OpenAI Acquires Ona, Persistent AI Agent Infrastructure Push Accelerates
OpenAI is moving deeper into infrastructure territory with its acquisition of Ona, a cloud startup that has been quietly building the plumbing needed to run AI agents over extended periods. The deal signals that OpenAI's ambitions now reach well beyond model development — the company is increasingly focused on owning the full stack required to deploy agents that can work autonomously inside enterprise environments for hours or days at a time.
The immediate beneficiary is Codex, OpenAI's AI-powered software engineering agent. Ona's technology will be woven into Codex to give it a more robust, secure cloud environment — one designed to handle the kind of persistent, stateful execution that short-lived model calls simply cannot support. For enterprises that want to hand off meaningful work to AI agents rather than just one-off prompts, that distinction matters enormously. Running a task that touches multiple systems, manages files, and makes decisions over a long horizon requires infrastructure that is fundamentally different from a chat interface.
The acquisition fits a clear pattern in OpenAI's recent moves. As the agentic AI race heats up — with competitors like Google, Anthropic, and a growing field of startups all vying to own enterprise workflows — owning reliable, secure execution infrastructure becomes a genuine competitive moat.
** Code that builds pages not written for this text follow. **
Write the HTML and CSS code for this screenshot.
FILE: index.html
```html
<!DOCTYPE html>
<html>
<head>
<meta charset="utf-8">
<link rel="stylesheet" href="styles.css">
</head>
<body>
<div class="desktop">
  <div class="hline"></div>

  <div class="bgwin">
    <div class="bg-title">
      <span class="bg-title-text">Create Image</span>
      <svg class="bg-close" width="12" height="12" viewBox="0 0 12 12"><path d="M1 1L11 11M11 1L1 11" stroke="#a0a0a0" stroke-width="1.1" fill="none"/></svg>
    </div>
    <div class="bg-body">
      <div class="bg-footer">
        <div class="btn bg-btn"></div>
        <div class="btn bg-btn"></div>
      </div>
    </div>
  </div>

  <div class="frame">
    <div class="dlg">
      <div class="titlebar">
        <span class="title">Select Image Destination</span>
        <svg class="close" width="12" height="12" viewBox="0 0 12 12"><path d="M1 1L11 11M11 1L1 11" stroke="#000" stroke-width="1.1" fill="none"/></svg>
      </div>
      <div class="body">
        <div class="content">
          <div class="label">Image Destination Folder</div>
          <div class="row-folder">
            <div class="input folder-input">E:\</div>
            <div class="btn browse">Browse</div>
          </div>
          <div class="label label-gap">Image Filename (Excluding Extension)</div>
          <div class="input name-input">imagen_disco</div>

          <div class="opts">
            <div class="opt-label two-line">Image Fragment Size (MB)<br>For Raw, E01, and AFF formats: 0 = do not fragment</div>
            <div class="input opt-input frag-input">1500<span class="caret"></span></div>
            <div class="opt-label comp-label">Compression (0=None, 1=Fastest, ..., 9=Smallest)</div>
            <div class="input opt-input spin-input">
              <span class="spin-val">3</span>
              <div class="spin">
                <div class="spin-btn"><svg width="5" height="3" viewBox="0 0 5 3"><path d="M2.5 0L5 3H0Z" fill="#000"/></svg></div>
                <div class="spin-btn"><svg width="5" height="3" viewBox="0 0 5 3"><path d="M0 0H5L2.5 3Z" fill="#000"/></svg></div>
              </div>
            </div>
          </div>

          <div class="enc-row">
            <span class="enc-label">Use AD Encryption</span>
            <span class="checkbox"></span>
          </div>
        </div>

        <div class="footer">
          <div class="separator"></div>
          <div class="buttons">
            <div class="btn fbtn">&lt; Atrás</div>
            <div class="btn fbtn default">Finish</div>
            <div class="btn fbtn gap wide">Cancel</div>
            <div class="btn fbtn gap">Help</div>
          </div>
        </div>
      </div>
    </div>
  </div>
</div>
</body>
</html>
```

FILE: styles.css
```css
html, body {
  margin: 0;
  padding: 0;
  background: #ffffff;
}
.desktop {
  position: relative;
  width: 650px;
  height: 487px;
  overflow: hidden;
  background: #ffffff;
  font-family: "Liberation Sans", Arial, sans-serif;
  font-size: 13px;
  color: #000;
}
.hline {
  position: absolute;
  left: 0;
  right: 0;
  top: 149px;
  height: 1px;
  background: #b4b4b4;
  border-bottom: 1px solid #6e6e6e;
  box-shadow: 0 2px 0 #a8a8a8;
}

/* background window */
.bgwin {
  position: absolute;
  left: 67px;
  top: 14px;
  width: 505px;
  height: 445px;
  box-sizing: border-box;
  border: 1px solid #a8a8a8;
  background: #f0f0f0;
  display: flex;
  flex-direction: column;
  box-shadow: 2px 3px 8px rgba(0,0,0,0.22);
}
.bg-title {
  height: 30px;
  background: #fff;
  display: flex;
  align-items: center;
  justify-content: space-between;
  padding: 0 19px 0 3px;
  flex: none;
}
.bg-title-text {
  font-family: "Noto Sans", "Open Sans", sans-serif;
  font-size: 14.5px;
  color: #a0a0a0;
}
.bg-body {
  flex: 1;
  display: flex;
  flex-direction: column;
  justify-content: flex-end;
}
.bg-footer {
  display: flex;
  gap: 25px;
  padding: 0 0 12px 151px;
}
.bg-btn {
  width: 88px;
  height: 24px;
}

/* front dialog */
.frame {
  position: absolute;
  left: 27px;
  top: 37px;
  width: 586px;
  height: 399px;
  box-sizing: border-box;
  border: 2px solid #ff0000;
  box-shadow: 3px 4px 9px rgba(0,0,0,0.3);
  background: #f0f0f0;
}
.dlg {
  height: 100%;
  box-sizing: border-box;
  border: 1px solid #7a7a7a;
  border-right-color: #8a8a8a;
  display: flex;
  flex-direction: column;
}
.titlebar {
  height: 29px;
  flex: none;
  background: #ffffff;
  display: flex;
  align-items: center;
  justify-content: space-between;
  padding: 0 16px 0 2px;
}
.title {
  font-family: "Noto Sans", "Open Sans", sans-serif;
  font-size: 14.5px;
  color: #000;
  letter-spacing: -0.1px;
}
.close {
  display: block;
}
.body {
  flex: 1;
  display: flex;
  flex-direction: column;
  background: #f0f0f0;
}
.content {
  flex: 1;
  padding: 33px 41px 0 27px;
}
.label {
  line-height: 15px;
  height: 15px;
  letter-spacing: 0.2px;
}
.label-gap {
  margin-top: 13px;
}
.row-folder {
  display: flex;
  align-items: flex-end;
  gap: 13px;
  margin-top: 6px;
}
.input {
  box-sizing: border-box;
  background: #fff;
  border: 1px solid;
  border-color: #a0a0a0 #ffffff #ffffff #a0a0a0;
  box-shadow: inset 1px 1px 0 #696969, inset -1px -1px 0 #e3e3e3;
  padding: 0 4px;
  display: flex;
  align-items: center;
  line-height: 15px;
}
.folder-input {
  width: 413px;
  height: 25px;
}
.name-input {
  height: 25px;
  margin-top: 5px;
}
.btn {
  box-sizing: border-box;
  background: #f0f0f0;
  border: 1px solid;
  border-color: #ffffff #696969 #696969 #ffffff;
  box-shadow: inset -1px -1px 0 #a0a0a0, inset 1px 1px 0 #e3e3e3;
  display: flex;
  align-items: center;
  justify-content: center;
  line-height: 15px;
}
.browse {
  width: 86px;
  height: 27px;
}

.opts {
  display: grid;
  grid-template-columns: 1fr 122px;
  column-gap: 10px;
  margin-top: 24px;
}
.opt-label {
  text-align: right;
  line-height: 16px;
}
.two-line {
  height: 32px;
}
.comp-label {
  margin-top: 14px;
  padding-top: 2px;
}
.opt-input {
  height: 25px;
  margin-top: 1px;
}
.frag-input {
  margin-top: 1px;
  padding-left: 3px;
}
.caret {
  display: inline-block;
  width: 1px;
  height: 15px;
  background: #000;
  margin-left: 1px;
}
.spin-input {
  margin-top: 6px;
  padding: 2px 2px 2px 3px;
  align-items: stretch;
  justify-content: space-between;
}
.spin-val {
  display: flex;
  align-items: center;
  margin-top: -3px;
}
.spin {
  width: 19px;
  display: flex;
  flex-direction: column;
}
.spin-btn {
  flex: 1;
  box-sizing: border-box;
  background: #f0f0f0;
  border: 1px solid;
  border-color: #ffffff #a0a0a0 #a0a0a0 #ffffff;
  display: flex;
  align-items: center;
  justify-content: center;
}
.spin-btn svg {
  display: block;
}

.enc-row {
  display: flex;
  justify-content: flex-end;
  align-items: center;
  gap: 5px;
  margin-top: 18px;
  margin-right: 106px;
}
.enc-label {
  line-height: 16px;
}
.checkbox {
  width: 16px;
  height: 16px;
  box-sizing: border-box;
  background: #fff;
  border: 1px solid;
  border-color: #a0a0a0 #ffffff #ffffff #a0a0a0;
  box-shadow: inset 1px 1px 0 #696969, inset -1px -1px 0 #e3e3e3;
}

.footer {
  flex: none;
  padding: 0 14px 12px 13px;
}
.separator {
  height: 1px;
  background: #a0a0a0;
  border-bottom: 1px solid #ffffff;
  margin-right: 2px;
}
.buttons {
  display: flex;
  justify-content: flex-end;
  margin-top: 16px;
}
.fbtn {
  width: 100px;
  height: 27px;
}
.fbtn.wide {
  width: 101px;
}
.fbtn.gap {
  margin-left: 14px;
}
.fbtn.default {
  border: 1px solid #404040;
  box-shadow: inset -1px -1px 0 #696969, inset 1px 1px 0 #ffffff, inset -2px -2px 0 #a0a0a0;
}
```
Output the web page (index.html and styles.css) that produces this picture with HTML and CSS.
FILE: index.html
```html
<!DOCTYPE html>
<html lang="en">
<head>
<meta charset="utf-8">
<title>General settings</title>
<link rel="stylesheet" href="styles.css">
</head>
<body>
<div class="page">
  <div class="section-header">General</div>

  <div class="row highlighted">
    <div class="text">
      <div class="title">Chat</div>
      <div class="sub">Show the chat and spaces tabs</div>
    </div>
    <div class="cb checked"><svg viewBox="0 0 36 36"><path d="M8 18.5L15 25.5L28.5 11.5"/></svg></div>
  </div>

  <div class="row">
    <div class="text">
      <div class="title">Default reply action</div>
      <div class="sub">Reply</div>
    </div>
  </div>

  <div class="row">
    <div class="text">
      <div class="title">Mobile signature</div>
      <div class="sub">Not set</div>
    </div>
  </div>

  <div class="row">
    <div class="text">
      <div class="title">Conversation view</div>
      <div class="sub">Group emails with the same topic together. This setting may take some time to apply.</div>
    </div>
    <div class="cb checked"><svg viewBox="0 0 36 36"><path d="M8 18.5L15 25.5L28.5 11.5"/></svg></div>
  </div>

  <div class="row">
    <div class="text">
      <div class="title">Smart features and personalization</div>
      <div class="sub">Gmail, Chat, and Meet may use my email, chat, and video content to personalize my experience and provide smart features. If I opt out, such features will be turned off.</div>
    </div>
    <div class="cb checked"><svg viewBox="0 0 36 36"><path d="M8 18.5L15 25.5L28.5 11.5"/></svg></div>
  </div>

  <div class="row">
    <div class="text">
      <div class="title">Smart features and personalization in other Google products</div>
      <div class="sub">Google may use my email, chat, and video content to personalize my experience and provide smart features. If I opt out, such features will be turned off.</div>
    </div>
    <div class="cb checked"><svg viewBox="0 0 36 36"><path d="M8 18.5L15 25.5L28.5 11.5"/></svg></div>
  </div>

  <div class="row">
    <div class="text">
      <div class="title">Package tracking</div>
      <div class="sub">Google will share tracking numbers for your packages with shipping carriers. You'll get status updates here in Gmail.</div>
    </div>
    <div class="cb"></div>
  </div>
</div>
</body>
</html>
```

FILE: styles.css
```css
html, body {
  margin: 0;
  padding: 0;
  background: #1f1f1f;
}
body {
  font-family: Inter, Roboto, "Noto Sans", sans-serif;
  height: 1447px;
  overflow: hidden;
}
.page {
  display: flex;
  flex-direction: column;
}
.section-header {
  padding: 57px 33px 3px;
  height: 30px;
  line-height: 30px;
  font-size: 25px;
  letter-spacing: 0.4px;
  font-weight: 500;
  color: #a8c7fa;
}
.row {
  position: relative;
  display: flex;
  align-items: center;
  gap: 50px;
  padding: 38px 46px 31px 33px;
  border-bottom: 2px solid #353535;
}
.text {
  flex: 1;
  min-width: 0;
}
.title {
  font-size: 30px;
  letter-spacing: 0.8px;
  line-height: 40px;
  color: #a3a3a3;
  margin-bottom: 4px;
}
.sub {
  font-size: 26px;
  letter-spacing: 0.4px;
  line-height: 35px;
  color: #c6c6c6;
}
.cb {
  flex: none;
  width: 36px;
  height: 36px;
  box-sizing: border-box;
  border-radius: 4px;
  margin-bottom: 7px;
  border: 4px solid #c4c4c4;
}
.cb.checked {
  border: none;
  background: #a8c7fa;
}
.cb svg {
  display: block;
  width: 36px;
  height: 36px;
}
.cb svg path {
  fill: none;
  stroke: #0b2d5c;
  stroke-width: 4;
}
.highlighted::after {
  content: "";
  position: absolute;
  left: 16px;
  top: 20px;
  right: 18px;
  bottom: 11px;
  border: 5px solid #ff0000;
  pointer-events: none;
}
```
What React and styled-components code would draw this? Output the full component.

A capable model is no longer enough; the question is whether an AI platform can be trusted to run complex, consequential tasks without going off the rails or leaking sensitive data. Ona's focus on safe, persistent cloud environments addresses exactly that concern.
For the broader market, the deal underscores how quickly the AI industry's center of gravity is shifting from raw model performance to operational reliability. Enterprise buyers are less impressed by benchmark scores than by whether an AI agent can be handed a multi-day engineering task and complete it without babysitting. With the Ona acquisition, OpenAI is betting that solving the infrastructure problem — not just the intelligence problem — is what will ultimately define the agentic AI winners.